Fakta: Memang, produk berbahan baku gandum utuh lebih sehat untuk tubuh. Tepung gandum mengandung protein 25 persen lebih banyak, serat 78 persen lebih banyak, dan vitamin E 93 persen lebih banyak dibanding tepung terigu. Tapi jangan lalu dibutakan oleh label semata. “100 persen gandum utuh” berbeda dari “dibuat dari gandum utuh”. Kalimat kedua bisa berarti produk tersebut masih mengandung tepung terigu. Bagaimana cara memastikannya? 1. Baca daftar bahan-bahan. Selalu cari kata “utuh” atau “whole” di depan kata benda. Jadi, yang seharusnya tercantum adalah “whole wheat flour” atau “tepung dari gandum utuh” bukan sekadar “wheat flour”. 2. Teliti kandungan nutrisinya. “Cari produk berlabel “whole grain” yang mengandung setidaknya tiga atau empat gram serat,” kata Susan S. Zabriskie, RD, praktisi diet untuk Whole Grain Council.
LOW FAT
Seringkali label “low fat” identik dengan “makanan aman”. Percaya atau tidak, orang-orang akan makan permen hingga 30 persen lebih banyak ketika dibungkusnya tertera kata “low fat”. Penelitian tersebut dilakukan oleh the Journal of Marketing Research. “Banyak orang terbujuk dengan produk makanan berlabel rendah lemak,” kata Pierre Chandon, Ph.D, salah satu peneliti di the Journal pf Marketing Research.
Fakta: Banyak sekali produk makanan rendah lemak yang ternyata memiliki kalori sama besar dengan produk sejenis yang full-fat. Produsen bisa saja menambahkan gula ke dalam es krim rendah lemak, low-fat cookies, atau di salad dressing, demi mempertahankan kelezatannya. Lagipula, menghindari lemak bisa merugikan bagi Anda yang merencanakan penurunan berat badan. “Lemak membuat seseorang merasa kenyang, yang pada akhirnya menekan nafsu makan,” kata Young. Pola makan rendah lemak juga kurang baik bagi tubuh, karena kekurangan lemak akan memicu penimbunan karbohidrat, seperti dari pasta atau permen, yang lalu menurunkan level kolesterol HDL sekaligus menaikkan trygliceride . Daripada pantang lemak, lebih baik Anda mengasup lemak tak jenuh yang bisa ditemukan di beberapa jenis kacang-kacangan, avokad, minyak zaitun dan minyak kanola, atau wijen. Bisa saja mengonsumsi omega-3 yang terdapat di biji bunga matahari dan ikan salmon.
ORGANIK
Survei oleh Wansink, peneliti dari Cornell University, tentang anggapan orang terhadap biskuit berlabel “organik” dan yang tidak. Hasilnya, banyak orang yang menganggap biskuit organik lebih lezat, lebih rendah lemak, rendah kalori, tinggi kandungan seratnya, dan akhirnya lebih mahal . “Mereka selalu beranggapan kata organik berarti produk bermutu,” tambah Wansink.

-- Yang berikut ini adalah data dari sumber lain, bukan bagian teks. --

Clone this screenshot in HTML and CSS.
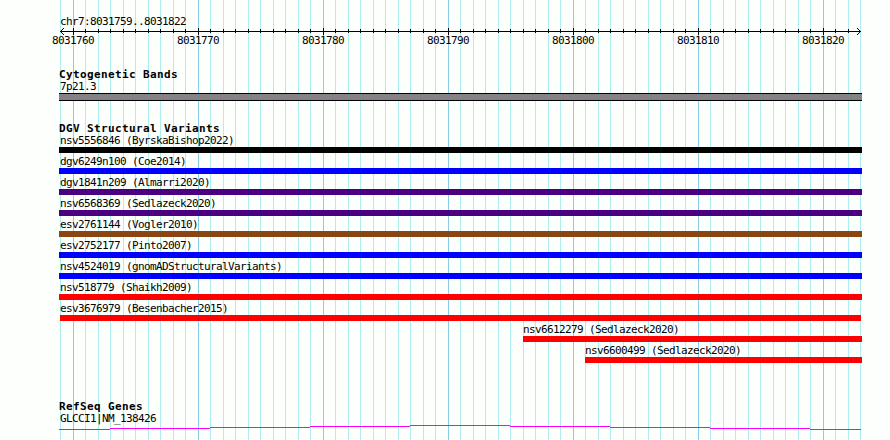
FILE: index.html
```
<!DOCTYPE html>
<html lang="en">
<head>
    <meta charset="UTF-8">
    <title>chr7:8031759..8031822</title>
    <link rel="stylesheet" href="styles.css">
</head>
<body>
    <div class="panel">
        <div class="ruler">
            <p class="label">chr7:8031759..8031822</p>
            <div class="axis">
                <svg class="arrow" width="5" height="7" viewBox="0 0 5 7" shape-rendering="crispEdges">
                    <path d="M1 3h1v1h-1zM2 2h1v3h-1zM3 1h1v1h-1zM3 5h1v1h-1zM4 0h1v1h-1zM4 6h1v1h-1z"/>
                </svg>
                <svg class="arrow" width="5" height="7" viewBox="0 0 5 7" shape-rendering="crispEdges">
                    <path d="M4 3h1v1h-1zM3 2h1v3h-1zM2 1h1v1h-1zM2 5h1v1h-1zM1 0h1v1h-1zM1 6h1v1h-1z"/>
                </svg>
            </div>
            <div class="positions">
                <span>8031760</span>
                <span>8031770</span>
                <span>8031780</span>
                <span>8031790</span>
                <span>8031800</span>
                <span>8031810</span>
                <span>8031820</span>
            </div>
        </div>

        <section class="track cytoband">
            <h2>Cytogenetic Bands</h2>
            <p class="label">7p21.3</p>
            <div class="band"></div>
        </section>

        <section class="track variants">
            <h2>DGV Structural Variants</h2>
            <div class="feature black"><p class="label">nsv5556846 (ByrskaBishop2022)</p></div>
            <div class="feature blue"><p class="label">dgv6249n100 (Coe2014)</p></div>
            <div class="feature indigo"><p class="label">dgv1841n209 (Almarri2020)</p></div>
            <div class="feature indigo"><p class="label">nsv6568369 (Sedlazeck2020)</p></div>
            <div class="feature brown"><p class="label">esv2761144 (Vogler2010)</p></div>
            <div class="feature blue"><p class="label">esv2752177 (Pinto2007)</p></div>
            <div class="feature blue"><p class="label">nsv4524019 (gnomADStructuralVariants)</p></div>
            <div class="feature red"><p class="label">nsv518779 (Shaikh2009)</p></div>
            <div class="feature red inset"><p class="label">esv3676979 (Besenbacher2015)</p></div>
            <div class="feature red from-796"><p class="label">nsv6612279 (Sedlazeck2020)</p></div>
            <div class="feature red from-801"><p class="label">nsv6600499 (Sedlazeck2020)</p></div>
        </section>

        <section class="track genes">
            <h2>RefSeq Genes</h2>
            <p class="label">GLCCI1|NM_138426</p>
            <svg class="intron" width="803" height="5" viewBox="0 0 803 5" shape-rendering="crispEdges">
                <path d="M0 4.5H51M51 3.5H151M151 2.5H251M251 1.5H351M351 .5H451M451 1.5H551M551 2.5H651M651 3.5H751M751 4.5H802"/>
            </svg>
        </section>
    </div>
</body>
</html>
```
FILE: styles.css
```
body {
    margin: 0;
    background: #fdfffc;
    color: #000;
    font-family: "DejaVu Sans Mono", "Liberation Mono", monospace;
    font-size: 11px;
    line-height: 14px;
}

p, h2 {
    margin: 0;
}

/* one base is 12.5px, so the grid repeats every 25px, and every 125px for the tens */
.panel {
    box-sizing: border-box;
    width: 803px;
    height: 440px;
    margin-left: 59px;
    padding-top: 15px;
    background:
        repeating-linear-gradient(to right, transparent 0 14px, #87ceeb 14px 15px, transparent 15px 125px),
        repeating-linear-gradient(to right, transparent 0 1px, #afeeee 1px 2px, transparent 2px 14px, #afeeee 14px 15px, transparent 15px 25px);
}

.label {
    height: 12px;
    padding-left: 1px;
    letter-spacing: -0.622px;
    white-space: nowrap;
}

h2 {
    height: 12px;
    font-size: 11px;
    font-weight: bold;
    letter-spacing: 0.378px;
}

/* axis line, then the long ticks, then the short ones */
.axis {
    display: flex;
    justify-content: space-between;
    height: 7px;
    margin-top: 1px;
    padding-right: 1px;
    background:
        linear-gradient(#000, #000) 1px 3px / 801px 1px no-repeat,
        repeating-linear-gradient(to right, transparent 0 14px, #000 14px 15px, transparent 15px 125px) 0 0 / 801px 7px no-repeat,
        repeating-linear-gradient(to right, #000 0 1px, transparent 1px 12px, #000 12px 13px, transparent 13px 25px) 14px 1px / 776px 4px no-repeat;
}

.arrow {
    display: block;
}

.positions {
    display: grid;
    grid-template-columns: repeat(7, 125px);
    height: 12px;
    margin-left: -7px;
    letter-spacing: -0.622px;
    line-height: 12px;
}

.cytoband {
    margin-top: 21px;
}

.band {
    box-sizing: border-box;
    height: 8px;
    margin-top: 1px;
    border: solid #000;
    border-width: 1px 0;
    background: #848284;
}

.variants {
    margin-top: 21px;
}

.feature {
    height: 13px;
    margin-bottom: 2px;
    border-bottom: 6px solid;
}

.feature .label {
    color: #000;
}

.black { border-color: #000; }
.blue { border-color: #00f; }
.indigo { border-color: #4b0082; }
.brown { border-color: #8b4513; }
.red { border-color: #f00; }

.inset {
    margin-left: 1px;
    margin-right: 1px;
}

.inset .label,
.from-796 .label,
.from-801 .label {
    padding-left: 0;
}

.from-796 { margin-left: 464px; }
.from-801 { margin-left: 526px; }

.genes {
    margin-top: 37px;
}

.intron {
    display: block;
    margin-top: 1px;
    stroke: #f0f;
}
```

Fakta: Untuk beberapa jenis produk organik memang lebih baik. Susu organik, misalnya, mengandung asam folat omega-3 lebih banyak dibanding susu biasa. Kandungan asam linoleat dan lemaknya bisa melawan penyakit jantung. “Daging sapi yang diternakkan secara organik cenderung rendah kandungan lemaknya, punya lebih banyak asam folat omega-3, mengandung lebih banyak vitamin E dan beta karoten,” kata Geagen. Produk organik hampir tidak tercemar pestisida, tapi tak semua wajib dibeli dengan harga mahal. Pilihan produk organik mungkin cocok untuk jenis makanan yang mudah tercemar, seperti buah-buahan yang dimakan dengan kulitnya, atau sayuran mentah. Anda bisa lewatkan label “organik” saat membeli olahan gandum seperti keripik, mi, atau biskuit, karena produk tersebut cenderung tidak tercemar residu pestisida.